PBW Deformations of smash products

is_pbwdeformation(d::SmashProductLieDeform)

Check if d is a Poincare-Birkhoff-Witt deformation of a smash product. Uses Theorem 3.1 of [WW14].

pbwdeform_eqs(d::SmashProductLieDeform; disabled::Vector{Symbol}=Symbol[])

Returns the equations for d being a PBW deformation of a smash product as in Theorem 3.1 of [WW14]. Subsets of the equations can be disabled by passing the corresponding symbols as keyword arguments, e.g. disabled = [:c, :d].
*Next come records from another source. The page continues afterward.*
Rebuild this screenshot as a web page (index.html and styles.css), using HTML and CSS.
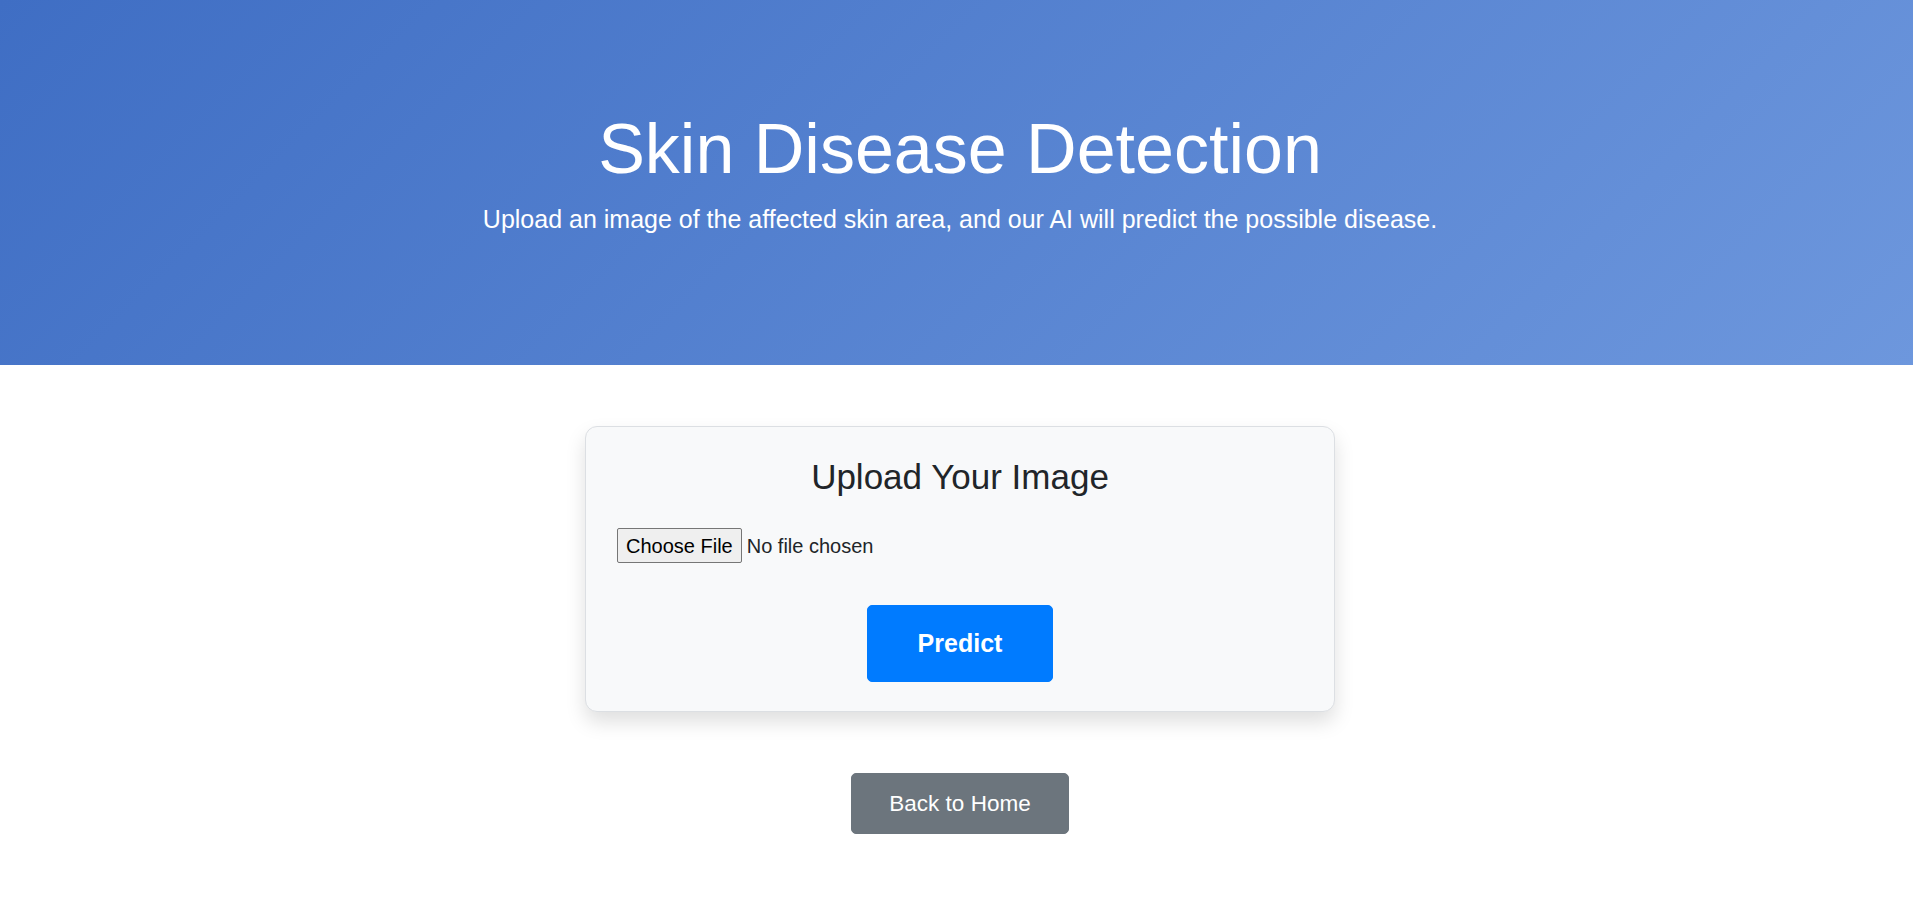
FILE: index.html
```html
<!DOCTYPE html>
<html lang="en">
<head>
<meta charset="utf-8">
<title>Skin Disease Detection</title>
<link rel="stylesheet" href="styles.css">
</head>
<body>
  <header class="hero">
    <h1 class="hero-title">Skin Disease Detection</h1>
    <p class="hero-lead">Upload an image of the affected skin area, and our AI will predict the possible disease.</p>
  </header>
  <main class="main">
    <form class="card">
      <h3 class="card-title">Upload Your Image</h3>
      <div class="file-row">
        <input class="file-input" type="file" name="file">
      </div>
      <div class="predict-row">
        <button class="btn-predict" type="button">Predict</button>
      </div>
    </form>
    <div class="back-row">
      <a class="btn-back" href="#">Back to Home</a>
    </div>
  </main>
</body>
</html>
```
FILE: styles.css
```css
* { box-sizing: border-box; }
html, body { margin: 0; padding: 0; }
body {
  font-family: "Liberation Sans", Arial, sans-serif;
  font-size: 20px;
  line-height: 1.5;
  color: #212529;
  background: #ffffff;
}
.hero {
  background: linear-gradient(135deg, #3f6ec4 0%, #6d97dd 100%);
  color: #ffffff;
  text-align: center;
  padding: 107px 0 106px 7px;
}
.hero-title {
  font-size: 70px;
  font-weight: 400;
  line-height: 1.2;
  margin: 0 0 10px;
}
.hero-lead {
  font-size: 25px;
  line-height: 1.5;
  margin: 0 0 20px;
}
.main {
  padding: 61px 0 40px 7px;
  display: flex;
  flex-direction: column;
  align-items: center;
}
.card {
  width: 750px;
  background: #f8f9fa;
  border: 1px solid #dcdfe3;
  border-radius: 12px;
  box-shadow: 0 10px 20px rgba(0, 0, 0, 0.13);
  padding: 29px;
  margin: 0;
}
.card-title {
  font-size: 35px;
  font-weight: 400;
  line-height: 1.2;
  text-align: center;
  margin: 0 0 30px;
  color: #212529;
}
.file-row {
  display: flex;
  height: 36px;
  align-items: center;
  padding-left: 2px;
}
.file-input {
  font: inherit;
  font-size: 20px;
  line-height: 1.5;
  color: #212529;
}
.file-input::file-selector-button {
  font: inherit;
  line-height: 1.5;
  padding: 1.5px 8px;
  margin-right: 5px;
  border: 1px solid #767676;
  border-radius: 2px;
  background: #efefef;
  color: #000;
}
.predict-row {
  display: flex;
  justify-content: center;
  margin-top: 41px;
}
.btn-predict {
  font-family: "Liberation Sans", Arial, sans-serif;
  font-size: 25px;
  font-weight: 700;
  line-height: 1.5;
  color: #ffffff;
  background: #007bff;
  border: 1px solid #007bff;
  border-radius: 5px;
  padding: 19px 50px;
  cursor: pointer;
}
.back-row {
  margin-top: 61px;
  display: flex;
  justify-content: center;
}
.btn-back {
  display: inline-block;
  font-size: 22.5px;
  line-height: 1.5;
  color: #ffffff;
  background: #6c757d;
  border: 1px solid #6c757d;
  border-radius: 5px;
  padding: 12.5px 37px;
  text-decoration: none;
}
```
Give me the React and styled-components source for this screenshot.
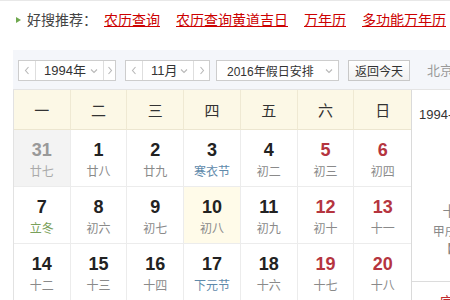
import React from 'react';
import styled, { createGlobalStyle } from 'styled-components';

const Global = createGlobalStyle`
  * { box-sizing: border-box; }
  html, body { margin: 0; padding: 0; background: #fff; overflow: hidden; }
  body { font-family: "Liberation Sans", "Noto Sans CJK SC", sans-serif; color: #333; }
`;

const Page = styled.div`
  width: 620px;
`;

const Recommend = styled.div`
  height: 50px;
  border-top: 1px solid #e8e8e8;
  padding: 9px 0 0 16px;
  display: flex;
  align-items: flex-start;
  font-size: 14px;
  line-height: 20px;
  white-space: nowrap;
`;

const Arrow = styled.span`
  width: 0;
  height: 0;
  margin-top: 7px;
  margin-right: 6px;
  border-left: 5px solid #6fa84f;
  border-top: 3.5px solid transparent;
  border-bottom: 3.5px solid transparent;
`;

const Label = styled.span`
  color: #444;
  margin-right: 7px;
`;

const Link = styled.a`
  color: #c00;
  text-decoration: underline;
  margin-right: 16px;
  cursor: pointer;
`;

const Calendar = styled.div`
  margin-left: 13px;
  width: 560px;
`;

const Toolbar = styled.div`
  height: 40px;
  background: #f4f6fa;
  border-bottom: 1px solid #e4e4e4;
  display: flex;
  align-items: flex-start;
  padding: 10px 0 0 5px;
  font-size: 13px;
  white-space: nowrap;
`;

const Stepper = styled.div`
  display: flex;
  flex-shrink: 0;
  height: 21px;
  border: 1px solid #cdcdcd;
  background: #fff;
  margin-right: ${p => p.$gap}px;
`;

const StepBtn = styled.span`
  width: ${p => p.$w}px;
  display: flex;
  align-items: center;
  justify-content: center;
  ${p => (p.$side === 'prev' ? 'border-right' : 'border-left')}: 1px solid #dedede;
`;

const StepValue = styled.span`
  width: ${p => p.$w}px;
  display: flex;
  align-items: center;
  justify-content: space-between;
  padding: 0 5px 0 8px;
  line-height: 19px;
  color: #333;
`;

const Select = styled.div`
  width: 123px;
  flex-shrink: 0;
  height: 21px;
  border: 1px solid #cdcdcd;
  background: #fff;
  display: flex;
  align-items: center;
  justify-content: space-between;
  padding: 0 5px 0 10px;
  margin-right: 9px;
  font-size: 12px;
  color: #333;
`;

const Button = styled.div`
  width: 62px;
  flex-shrink: 0;
  height: 21px;
  border: 1px solid #c8c8c8;
  background: linear-gradient(#ffffff, #f1f1f1);
  display: flex;
  align-items: center;
  justify-content: center;
  font-size: 12px;
  color: #333;
`;

const City = styled.span`
  margin-left: 17px;
  line-height: 21px;
  color: #999;
`;

const Icon = styled.svg`
  flex-shrink: 0;
  display: block;
`;

const Main = styled.div`
  display: flex;
`;

const Grid = styled.div`
  width: 398px;
  border-left: 1px solid #e2e2e2;
  display: grid;
  grid-template-columns: repeat(7, 1fr);
`;

const HeadCell = styled.div`
  height: 40px;
  background: #fcf8e6;
  border-bottom: 1px solid #ece6d0;
  border-right: ${p => (p.$last ? 'none' : '1px solid #efe9d3')};
  display: flex;
  align-items: center;
  justify-content: center;
  font-family: "Noto Sans CJK SC", sans-serif;
  font-size: 15px;
  color: #333;
`;

const DayCell = styled.div`
  height: 57px;
  border-bottom: 1px solid #ececec;
  border-right: ${p => (p.$last ? 'none' : '1px solid #ececec')};
  background: ${p => (p.$prev ? '#f3f3f3' : p.$today ? '#fffbe9' : '#fff')};
  padding-top: 10px;
  display: flex;
  flex-direction: column;
  align-items: center;
`;

const DayNum = styled.div`
  font-family: "Liberation Sans", sans-serif;
  font-weight: bold;
  font-size: 18px;
  line-height: 20px;
  color: ${p => (p.$prev ? '#999' : p.$weekend ? '#b5353f' : '#222')};
`;

const Lunar = styled.div`
  margin-top: 1px;
  font-family: "Noto Sans CJK SC", sans-serif;
  font-size: 12px;
  line-height: 20px;
  color: ${p =>
    p.$kind === 'holiday' ? '#5f8aab' : p.$kind === 'term' ? '#79a05a' : p.$prev ? '#aaa' : '#8a8a8a'};
`;

const Panel = styled.div`
  width: 118px;
  border-left: 1px solid #dadada;
  text-align: center;
  font-family: "Liberation Sans", "Noto Sans CJK SC", sans-serif;
`;

const DateLine = styled.div`
  margin-top: 17px;
  padding-left: 7px;
  text-align: left;
  font-size: 13px;
  line-height: 16px;
  color: #333;
  white-space: nowrap;
`;

const LunarDate = styled.div`
  margin-top: 78px;
  font-size: 14px;
  line-height: 20px;
  color: #888;
`;

const GanZhi = styled.div`
  margin-top: ${p => p.$top || 0}px;
  font-size: 12px;
  line-height: 18px;
  color: #888;
  white-space: nowrap;
`;

const Divider = styled.div`
  margin-top: 22px;
  border-top: 1px solid #dcdcdc;
`;

const Yi = styled.div`
  padding: 10px 0 0 28px;
  text-align: left;
  font-size: 14px;
  line-height: 20px;
  color: #c0282d;
`;

const Chevron = ({ dir }) => {
  const d = {
    left: 'M4.5 1 L1.5 4.5 L4.5 8',
    right: 'M1.5 1 L4.5 4.5 L1.5 8',
    down: 'M1 1.5 L4 4.5 L7 1.5',
  }[dir];
  const w = dir === 'down' ? 8 : 6;
  const h = dir === 'down' ? 6 : 9;
  return (
    <Icon width={w} height={h} viewBox={`0 0 ${w} ${h}`}>
      <path d={d} fill="none" stroke="#b8b8b8" strokeWidth="1.1" />
    </Icon>
  );
};

const weekdays = ['一', '二', '三', '四', '五', '六', '日'];

const days = [
  [31, '廿七', { prev: true }], [1, '廿八'], [2, '廿九'], [3, '寒衣节', { kind: 'holiday' }], [4, '初二'], [5, '初三'], [6, '初四'],
  [7, '立冬', { kind: 'term' }], [8, '初六'], [9, '初七'], [10, '初八', { today: true }], [11, '初九'], [12, '初十'], [13, '十一'],
  [14, '十二'], [15, '十三'], [16, '十四'], [17, '下元节', { kind: 'holiday' }], [18, '十六'], [19, '十七'], [20, '十八'],
  [21, '十九'], [22, '小雪', { kind: 'term' }], [23, '廿一'], [24, '廿二'], [25, '廿三'], [26, '廿四'], [27, '廿五'],
];

const links = ['农历查询', '农历查询黄道吉日', '万年历', '多功能万年历'];

export default function App() {
  return (
    <Page>
      <Global />
      <Recommend>
        <Arrow />
        <Label>好搜推荐：</Label>
        {links.map(l => (
          <Link key={l}>{l}</Link>
        ))}
      </Recommend>
      <Calendar>
        <Toolbar>
          <Stepper $gap={9}>
            <StepBtn $w={17} $side="prev"><Chevron dir="left" /></StepBtn>
            <StepValue $w={67}>1994年<Chevron dir="down" /></StepValue>
            <StepBtn $w={12} $side="next"><Chevron dir="right" /></StepBtn>
          </Stepper>
          <Stepper $gap={6}>
            <StepBtn $w={17} $side="prev"><Chevron dir="left" /></StepBtn>
            <StepValue $w={50}>11月<Chevron dir="down" /></StepValue>
            <StepBtn $w={16} $side="next"><Chevron dir="right" /></StepBtn>
          </Stepper>
          <Select>2016年假日安排<Chevron dir="down" /></Select>
          <Button>返回今天</Button>
          <City>北京</City>
        </Toolbar>
        <Main>
          <Grid>
            {weekdays.map((w, i) => (
              <HeadCell key={w} $last={i === 6}>{w}</HeadCell>
            ))}
            {days.map(([n, lunar, opt = {}], i) => {
              const col = i % 7;
              const weekend = col >= 5;
              return (
                <DayCell key={i} $last={col === 6} $prev={opt.prev} $today={opt.today}>
                  <DayNum $prev={opt.prev} $weekend={weekend}>{n}</DayNum>
                  <Lunar $kind={opt.kind} $prev={opt.prev}>{lunar}</Lunar>
                </DayCell>
              );
            })}
          </Grid>
          <Panel>
            <DateLine>1994-11-10 星期四</DateLine>
            <LunarDate>十月初八</LunarDate>
            <GanZhi $top={2}>甲戌年 乙亥月</GanZhi>
            <GanZhi>【庚子日】</GanZhi>
            <Divider />
            <Yi>宜</Yi>
          </Panel>
        </Main>
      </Calendar>
    </Page>
  );
}
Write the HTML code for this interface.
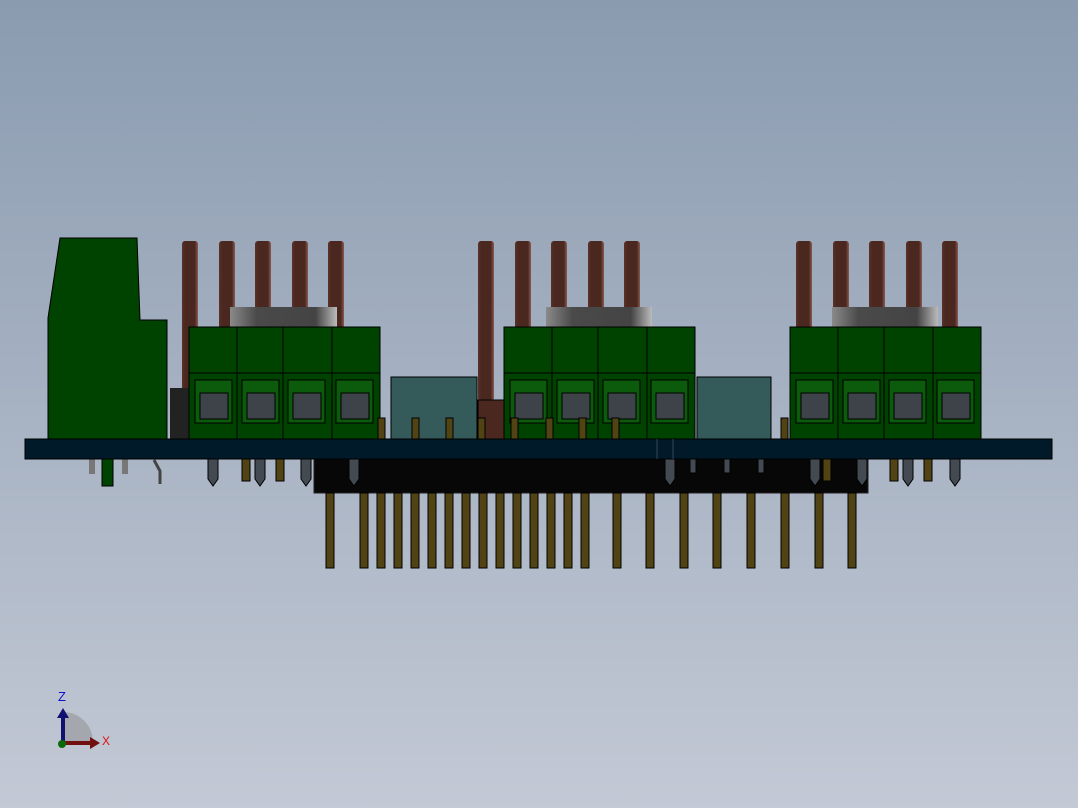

all_pbwdeformations(sp::SmashProductLie{C}, deform_basis::DeformBasis{C}; special_return=Nothing) where {C <: RingElem}

Computes a basis of all Poincare-Birkhoff-Witt deformations of sp. deform_basis specifies the basis to use for the space of deformation maps. If special_return is SMat, the function returns intermediate results.

Uses pbwdeform_eqs and thus Theorem 3.1 of [WW14].

all_pbwdeformations(sp::SmashProductLie{C}, degs::AbstractVector{Int}, DeformBasisType::Type{<:DeformBasis{C}}=StdDeformBasis{C}; special_return=Nothing) where {C <: RingElem}

Computes a basis of all Poincare-Birkhoff-Witt deformations of sp of degrees degs. DeformBasisType specifies the type of basis to use for the space of deformation maps. If special_return is SMat, the function returns intermediate results.

Uses pbwdeform_eqs and thus Theorem 3.1 of [WW14].

all_pbwdeformations(sp::SmashProductLie{C}, deg::Int, DeformBasisType::Type{<:DeformBasis{C}}=StdDeformBasis{C}; special_return=Nothing) where {C <: RingElem}

The same as the other method, but only for a single degree deg.

abstract type DeformBasis{C <: RingElem} end

A basis for a deformation map space of a Lie algebra smash product. The constructor of a subtype should accept a SmashProductLie and an AbstractVector{Int} of degrees. It is required that Base.length and Base.iterate are implemented for subtypes, where iterating yields objects of type DeformationMap{C}.

For a reference implementation, we refer to StdDeformBasis.

Concrete subtype of DeformBasis that implements the standard basis. Each element of the basis is a skew-symmetric matrix with 2 non-zero entries, where one entry is a pure tensor power of degree ∈ degs over the Lie algebra part of the smash product, and the other entry is its additive inverse.